In this mood, all of them were morbidly sensitive to news of the war and aware that no two people ever said the same thing. When, for example, they’d asked Miss Nightingale what had happened
at the Battle of Balaclava, she’d turned it into a sermon that they could learn from. She told them that during a charge by the Heavy Brigade, a few months ago, five hundred British men had fought against three to four thousand Russians. “That charge will go down as one of the great feats of cavalry against cavalry in the history of the world. Every man in that line,” she said, “expected to be killed, but they obeyed instructions to the letter; they rode in perfect formation through flank after flank of Russian forces. Do you see how important it was for them to stay in line?”

She gazed at each one of them intently.

“Yes miss,” a number of their ranks said meekly.

“And why, if I say to you ‘stay back until it is time to move forward,’ you must obey, as any good soldier must obey their commander?”

“Yes, Miss Nightingale,” they practically shouted.

She had them, for that moment, in her hand, united in an ecstasy of pride and emotion. Shame that, a few moments later, Miss Nightingale was interrupted by Sam Parker, the ancient pensioner who had become their favorite orderly. He limped through the door with another roll of linen for them to hem, smiling his gummy smile, and Miss Nightingale, who often in some strange way seemed to be in flight from them, left abruptly. He might have followed, but they pulled him back into the room and begged him to finish the story she had started—they were so starved for news.

Sam, who had served in the Peninsular War as a regimental drummer, was indiscreet and amusing and liked nothing better than to gossip.
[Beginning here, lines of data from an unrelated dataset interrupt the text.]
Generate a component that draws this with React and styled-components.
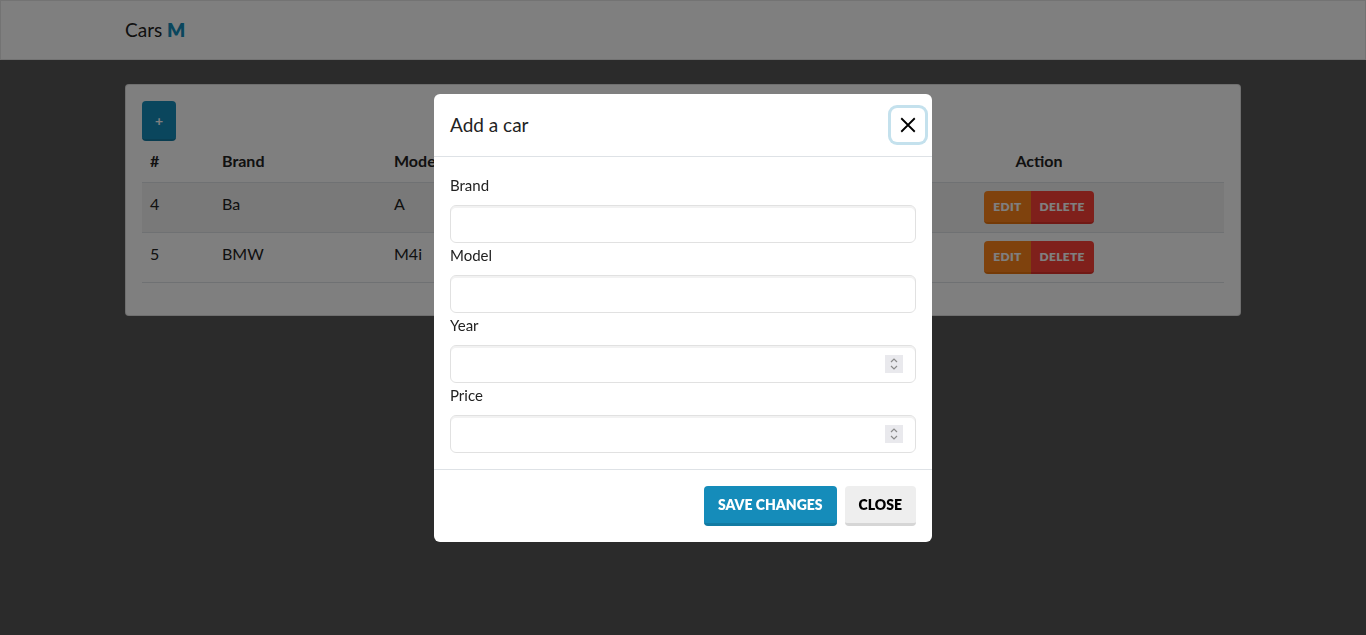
import React from 'react'
import styled, { createGlobalStyle } from 'styled-components'

const GlobalStyle = createGlobalStyle`
  * { box-sizing: border-box; }
  html, body {
    margin: 0;
    padding: 0;
    background: #565656;
    font-family: Lato, "Noto Sans", "Liberation Sans", sans-serif;
    color: #222;
    font-size: 16px;
    line-height: 1.5;
  }
  input[type=number]::-webkit-inner-spin-button,
  input[type=number]::-webkit-outer-spin-button {
    -webkit-appearance: none;
    margin: 0;
  }
`

const colors = {
  primary: '#158cba',
  primaryDark: '#127ba3',
  warning: '#ff851b',
  warningDark: '#e8740f',
  danger: '#ff4136',
  dangerDark: '#e0332a',
  border: '#dee2e6'
}

const Page = styled.div`
  min-height: 635px;
`

const NavBar = styled.nav`
  height: 60px;
  background: #fff;
  border: 1px solid #e7e7e7;
  display: flex;
  align-items: center;
`

const Container = styled.div`
  width: 1140px;
  margin: 0 auto;
  padding: 0 12px;
`

const Brand = styled.span`
  font-size: 19px;
  color: #222;
  b { color: ${colors.primary}; font-weight: 800; }
`

const Card = styled.div`
  margin-top: 24px;
  background: #fff;
  border: 1px solid rgba(0, 0, 0, 0.125);
  border-radius: 4px;
  padding: 16px;
`

const AddButton = styled.button`
  width: 34px;
  height: 40px;
  border: none;
  border-bottom: 2px solid ${colors.primaryDark};
  border-radius: 4px;
  background: ${colors.primary};
  color: #fff;
  font-size: 14px;
  font-weight: 700;
  font-family: inherit;
  padding: 0;
`

const Table = styled.table`
  width: 100%;
  border-collapse: collapse;
  margin-bottom: 16px;
  th, td {
    padding: 8px;
    text-align: left;
    vertical-align: top;
    border-bottom: 1px solid ${colors.border};
  }
  th { font-weight: 700; padding-bottom: 9px; }
  td { padding-top: 9px; }
  th.center, td.center { text-align: center; }
  tbody tr:nth-child(odd) td { background: rgba(0, 0, 0, 0.05); }
`

const Group = styled.div`
  display: inline-flex;
  vertical-align: top;
  margin-top: -1px;
`

const ActionButton = styled.button`
  height: 33px;
  padding: 0 9px;
  border: none;
  border-bottom: 2px solid ${p => p.$dark};
  background: ${p => p.$bg};
  color: #fff;
  font-family: inherit;
  font-size: 12px;
  font-weight: 800;
  letter-spacing: 0.3px;
  text-transform: uppercase;
  border-radius: ${p => (p.$first ? '4px 0 0 4px' : '0 4px 4px 0')};
`

const Backdrop = styled.div`
  position: fixed;
  inset: 0;
  background: rgba(0, 0, 0, 0.5);
`

const Dialog = styled.div`
  position: absolute;
  left: 434px;
  top: 94px;
  width: 498px;
  background: #fff;
  border-radius: 6px;
  display: flex;
  flex-direction: column;
`

const ModalHeader = styled.div`
  display: flex;
  align-items: center;
  justify-content: space-between;
  padding: 16px;
  border-bottom: 1px solid ${colors.border};
  height: 63px;
`

const Title = styled.h5`
  margin: 0;
  font-size: 19px;
  font-weight: 400;
  line-height: 30px;
`

const CloseX = styled.button`
  width: 34px;
  height: 34px;
  margin-right: -9px;
  border: none;
  border-radius: 6px;
  background: transparent;
  box-shadow: 0 0 0 3px #c4e1ed;
  display: flex;
  align-items: center;
  justify-content: center;
  padding: 0;
`

const ModalBody = styled.div`
  padding: 16px;
`

const Label = styled.label`
  display: block;
  margin-bottom: 8px;
  font-size: 15px;
  line-height: 24px;
`

const Field = styled.div`
  position: relative;
`

const Input = styled.input`
  display: block;
  width: 100%;
  height: 38px;
  border: 1px solid #e1e1e1;
  border-radius: 6px;
  box-shadow: inset 0 2px 0 rgba(0, 0, 0, 0.05);
  padding: 6px 12px;
  font-family: inherit;
  font-size: 16px;
  outline: none;
`

const Spinner = styled.span`
  position: absolute;
  right: 13px;
  top: 10px;
  width: 18px;
  height: 18px;
  background: #e9e9ed;
  display: flex;
  align-items: center;
  justify-content: center;
  pointer-events: none;
`

const ModalFooter = styled.div`
  border-top: 1px solid ${colors.border};
  display: flex;
  justify-content: flex-end;
  gap: 8px;
  padding: 16px;
`

const FooterButton = styled.button`
  height: 40px;
  padding: 0 14px;
  border: none;
  border-bottom: 3px solid ${p => p.$dark};
  border-radius: 4px;
  background: ${p => p.$bg};
  color: ${p => p.$color};
  font-family: inherit;
  font-size: 14px;
  font-weight: 800;
  text-transform: uppercase;
`

const cars = [
  { id: 4, brand: 'Ba', model: 'A' },
  { id: 5, brand: 'BMW', model: 'M4i' }
]

const fields = [
  { label: 'Brand', type: 'text' },
  { label: 'Model', type: 'text' },
  { label: 'Year', type: 'number' },
  { label: 'Price', type: 'number' }
]

export default function App () {
  return (
    <Page>
      <GlobalStyle />
      <NavBar>
        <Container>
          <Brand>Cars <b>M</b></Brand>
        </Container>
      </NavBar>
      <Container>
        <Card>
          <AddButton>+</AddButton>
          <Table>
            <thead>
              <tr>
                <th style={{ width: 72 }}>#</th>
                <th style={{ width: 172 }}>Brand</th>
                <th style={{ width: 172 }}>Model</th>
                <th style={{ width: 148 }}>Year</th>
                <th style={{ width: 148 }}>Price</th>
                <th className='center'>Action</th>
              </tr>
            </thead>
            <tbody>
              {cars.map(car => (
                <tr key={car.id}>
                  <td>{car.id}</td>
                  <td>{car.brand}</td>
                  <td>{car.model}</td>
                  <td></td>
                  <td></td>
                  <td className='center'>
                    <Group>
                      <ActionButton $first $bg={colors.warning} $dark={colors.warningDark}>Edit</ActionButton>
                      <ActionButton $bg={colors.danger} $dark={colors.dangerDark}>Delete</ActionButton>
                    </Group>
                  </td>
                </tr>
              ))}
            </tbody>
          </Table>
        </Card>
      </Container>
      <Backdrop>
        <Dialog>
          <ModalHeader>
            <Title>Add a car</Title>
            <CloseX aria-label='Close'>
              <svg width='18' height='18' viewBox='0 0 16 16'>
                <path d='M2 2 L14 14 M14 2 L2 14' stroke='#000' strokeWidth='1.6' fill='none' />
              </svg>
            </CloseX>
          </ModalHeader>
          <ModalBody>
            {fields.map(f => (
              <div key={f.label}>
                <Label>{f.label}</Label>
                <Field>
                  <Input type={f.type} />
                  {f.type === 'number' && (
                    <Spinner>
                      <svg width='10' height='14' viewBox='0 0 10 14'>
                        <path d='M2 5 L5 2 L8 5 M2 9 L5 12 L8 9' stroke='#8a8a8a' strokeWidth='1.2' fill='none' />
                      </svg>
                    </Spinner>
                  )}
                </Field>
              </div>
            ))}
          </ModalBody>
          <ModalFooter>
            <FooterButton $bg={colors.primary} $dark={colors.primaryDark} $color='#fff'>Save changes</FooterButton>
            <FooterButton $bg='#eeeeee' $dark='#d6d6d6' $color='#000'>Close</FooterButton>
          </ModalFooter>
        </Dialog>
      </Backdrop>
    </Page>
  )
}
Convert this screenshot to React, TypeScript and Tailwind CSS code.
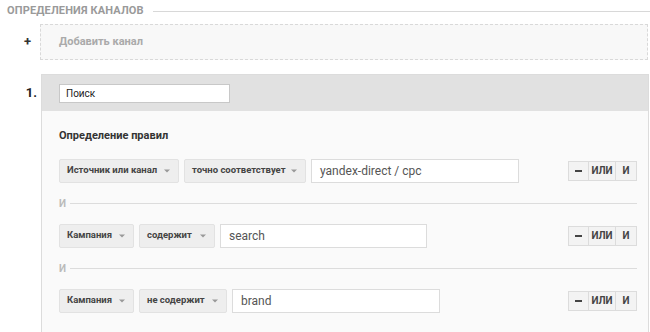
import React from "react";

function Select({ label, w }: { label: string; w: string }) {
  return (
    <div
      className={`flex h-[24px] flex-none items-center justify-between whitespace-nowrap rounded-[2px] border border-[#e2e2e2] bg-[#eeeeee] pl-[7px] pr-[8px] text-[9.5px] font-bold text-[#444] ${w}`}
    >
      <span>{label}</span>
      <svg width="6" height="4" viewBox="0 0 6 4">
        <path d="M0 0.5 L6 0.5 L3 3.5 Z" fill="#999" />
      </svg>
    </div>
  );
}

function Buttons() {
  return (
    <div className="ml-auto mt-[2px] flex h-[20px] self-start border border-[#dcdcdc] bg-[#f3f3f3] text-[10px] font-bold text-[#444]">
      <div className="flex w-[20px] items-center justify-center border-r border-[#dcdcdc]">
        <div className="h-[2px] w-[7px] bg-[#444]" />
      </div>
      <div className="flex w-[27px] items-center justify-center border-r border-[#dcdcdc]">ИЛИ</div>
      <div className="flex w-[20px] items-center justify-center">И</div>
    </div>
  );
}

function Row({
  a,
  aw,
  b,
  bw,
  value,
  vw,
}: {
  a: string;
  aw: string;
  b: string;
  bw: string;
  value: string;
  vw: string;
}) {
  return (
    <div className="flex items-start gap-[5px]">
      <Select label={a} w={aw} />
      <Select label={b} w={bw} />
      <div
        className={`flex h-[24px] flex-none items-center border border-[#dcdcdc] bg-white pl-[8px] text-[12px] text-[#555] ${vw}`}
      >
        {value}
      </div>
      <Buttons />
    </div>
  );
}

function Sep() {
  return (
    <div className="flex h-[41px] items-center gap-[4px]">
      <span className="text-[10px] font-bold text-[#bbb]">И</span>
      <div className="h-px flex-1 bg-[#dcdcdc]" />
    </div>
  );
}

export default function App() {
  return (
    <div
      className="h-[332px] w-[650px] overflow-hidden bg-white"
      style={{ fontFamily: "Roboto, 'Liberation Sans', sans-serif" }}
    >
      <div className="flex h-[22px] items-center pl-[7px] pr-0 pt-[1px]">
        <span className="text-[11px] font-bold tracking-[0.15px] text-[#9a9a9a]">ОПРЕДЕЛЕНИЯ КАНАЛОВ</span>
        <div className="ml-[9px] h-px flex-1 bg-[#d8d8d8]" />
      </div>
      <div className="mt-[2px] flex">
        <div className="flex w-[40px] items-center justify-end pr-[9px] text-[13px] font-bold text-[#333]">
          +
        </div>
        <div className="flex h-[36px] w-[608px] items-center border border-dashed border-[#d9d9d9] bg-[#f8f8f8] pl-[18px] text-[11px] font-bold text-[#aaa]">
          Добавить канал
        </div>
      </div>
      <div className="mt-[14px] flex">
        <div className="w-[41px] pr-[4px] pt-[9px] text-right text-[13px] font-bold text-[#222]">1.</div>
        <div className="w-[608px] border-l border-r border-t border-[#dcdcdc]">
          <div className="flex h-[36px] items-center bg-[#e1e1e1] pl-[17px]">
            <div className="flex h-[19px] w-[171px] items-center border border-[#c8c8c8] bg-white pl-[6px] text-[10px] text-[#222]">
              Поиск
            </div>
          </div>
          <div className="h-[300px] bg-[#fafafa] pl-[17px] pr-[11px]">
            <div className="pt-[17px] text-[11px] font-bold text-[#333]">Определение правил</div>
            <div className="mt-[14px]">
              <Row
                a="Источник или канал"
                aw="w-[120px]"
                b="точно соответствует"
                bw="w-[122px]"
                value="yandex-direct / cpc"
                vw="w-[208px]"
              />
              <Sep />
              <Row a="Кампания" aw="w-[75px]" b="содержит" bw="w-[76px]" value="search" vw="w-[207px]" />
              <Sep />
              <Row a="Кампания" aw="w-[75px]" b="не содержит" bw="w-[88px]" value="brand" vw="w-[208px]" />
            </div>
          </div>
        </div>
      </div>
    </div>
  );
}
“I’m too old to be flogged,” he said, “so I’ll talk to you gels.”

He held up a chilblained finger and closed the door. “A bit confidential this.”

He told them that after this wonderful charge by the Heavy Brigade, there was another charge, this time by the Light Brigade.

“A shambles,” he whispered. “A complete moog-up. Those men you see being lifted up the hills in the morning, you should hear what they say of it. Most of them, if they weren’t so weak and low in spirits, would die of rage. They say if you were to search
the length and breadth of England, you’d be hard put to find two greater muffs than Lord Lucan and Lord Cardigan.”

The room went very quiet. Catherine saw Barnsie’s knuckles turn white.

“What happened, Sam?” asked Lizzie.

“The whole thing was no better thought out than a barroom brawl; our horses and men were starving before they went into battle; the Rooskies were snug as bugs in their silk underwear.”

Poor Sam, he was so cut up. They watched his mouth stiffening and swallowing.

“After Balaclava,” he said when he had found his voice again, “Lord Cardibag goes back to his yacht; has a bath and a bottle of Champagne.”